* Set problem *
Find the string "with" and gather every line that holds it.

* Source excerpt *
###

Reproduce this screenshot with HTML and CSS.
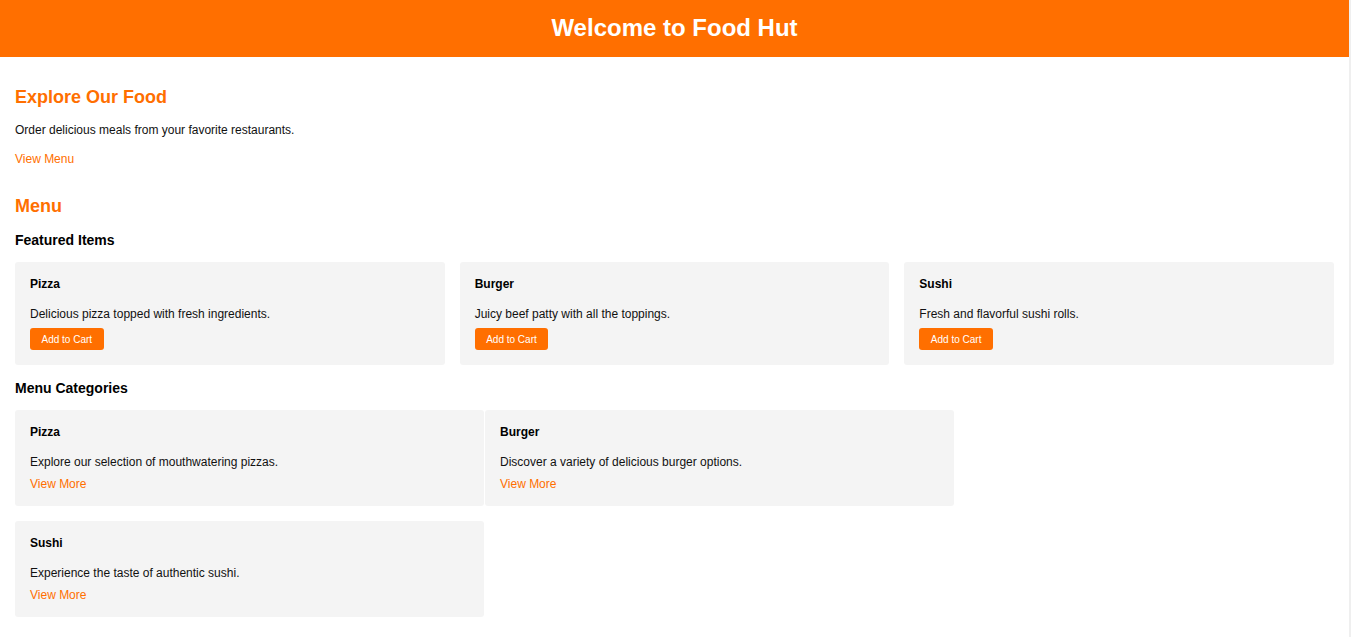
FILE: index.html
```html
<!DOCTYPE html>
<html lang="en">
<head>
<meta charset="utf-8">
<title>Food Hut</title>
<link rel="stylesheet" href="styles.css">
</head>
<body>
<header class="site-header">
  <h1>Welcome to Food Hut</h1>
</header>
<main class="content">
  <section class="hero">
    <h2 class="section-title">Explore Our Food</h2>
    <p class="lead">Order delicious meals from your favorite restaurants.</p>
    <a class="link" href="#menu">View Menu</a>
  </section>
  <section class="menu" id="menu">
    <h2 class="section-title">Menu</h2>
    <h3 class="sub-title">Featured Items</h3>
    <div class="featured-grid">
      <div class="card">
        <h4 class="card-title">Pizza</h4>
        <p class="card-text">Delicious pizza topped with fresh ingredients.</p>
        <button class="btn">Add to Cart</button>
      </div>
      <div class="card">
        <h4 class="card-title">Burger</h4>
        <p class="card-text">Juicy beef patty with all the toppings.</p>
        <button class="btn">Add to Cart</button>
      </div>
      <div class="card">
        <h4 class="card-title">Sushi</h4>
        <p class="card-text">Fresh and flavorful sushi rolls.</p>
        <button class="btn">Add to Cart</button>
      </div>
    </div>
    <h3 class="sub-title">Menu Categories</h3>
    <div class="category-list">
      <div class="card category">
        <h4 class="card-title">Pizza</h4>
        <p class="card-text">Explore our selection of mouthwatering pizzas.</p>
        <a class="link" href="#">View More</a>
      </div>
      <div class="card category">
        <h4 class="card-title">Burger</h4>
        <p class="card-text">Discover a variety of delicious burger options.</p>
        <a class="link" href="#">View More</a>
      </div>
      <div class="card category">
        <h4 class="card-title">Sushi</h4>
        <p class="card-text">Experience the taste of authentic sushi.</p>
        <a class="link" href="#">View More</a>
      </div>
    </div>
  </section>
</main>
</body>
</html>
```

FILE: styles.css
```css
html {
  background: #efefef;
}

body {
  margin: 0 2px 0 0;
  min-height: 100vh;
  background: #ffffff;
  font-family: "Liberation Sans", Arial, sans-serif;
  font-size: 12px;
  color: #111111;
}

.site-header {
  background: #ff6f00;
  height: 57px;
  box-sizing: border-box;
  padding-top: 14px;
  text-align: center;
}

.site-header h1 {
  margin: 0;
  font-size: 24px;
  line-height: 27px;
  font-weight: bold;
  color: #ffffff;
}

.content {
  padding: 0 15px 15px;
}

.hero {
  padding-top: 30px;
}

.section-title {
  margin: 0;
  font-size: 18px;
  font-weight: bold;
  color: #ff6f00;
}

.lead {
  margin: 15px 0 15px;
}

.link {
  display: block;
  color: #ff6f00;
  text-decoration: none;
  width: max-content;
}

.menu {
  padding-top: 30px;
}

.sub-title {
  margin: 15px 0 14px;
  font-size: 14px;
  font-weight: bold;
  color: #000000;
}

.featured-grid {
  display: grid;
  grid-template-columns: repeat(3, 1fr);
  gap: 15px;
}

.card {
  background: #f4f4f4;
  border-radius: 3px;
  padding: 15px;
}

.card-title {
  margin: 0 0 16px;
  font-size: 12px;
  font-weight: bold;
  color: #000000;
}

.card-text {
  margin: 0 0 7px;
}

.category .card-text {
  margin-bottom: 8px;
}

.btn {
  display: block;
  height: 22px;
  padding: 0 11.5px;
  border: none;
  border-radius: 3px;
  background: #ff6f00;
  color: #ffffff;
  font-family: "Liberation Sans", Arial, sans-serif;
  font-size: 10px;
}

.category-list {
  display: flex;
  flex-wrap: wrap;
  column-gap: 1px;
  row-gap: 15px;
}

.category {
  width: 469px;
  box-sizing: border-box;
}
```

###

* Solution for this problem *
Reproduce this screenshot with HTML and CSS.
        <p class="card-text">Delicious pizza topped with fresh ingredients.</p>
        <p class="card-text">Juicy beef patty with all the toppings.</p>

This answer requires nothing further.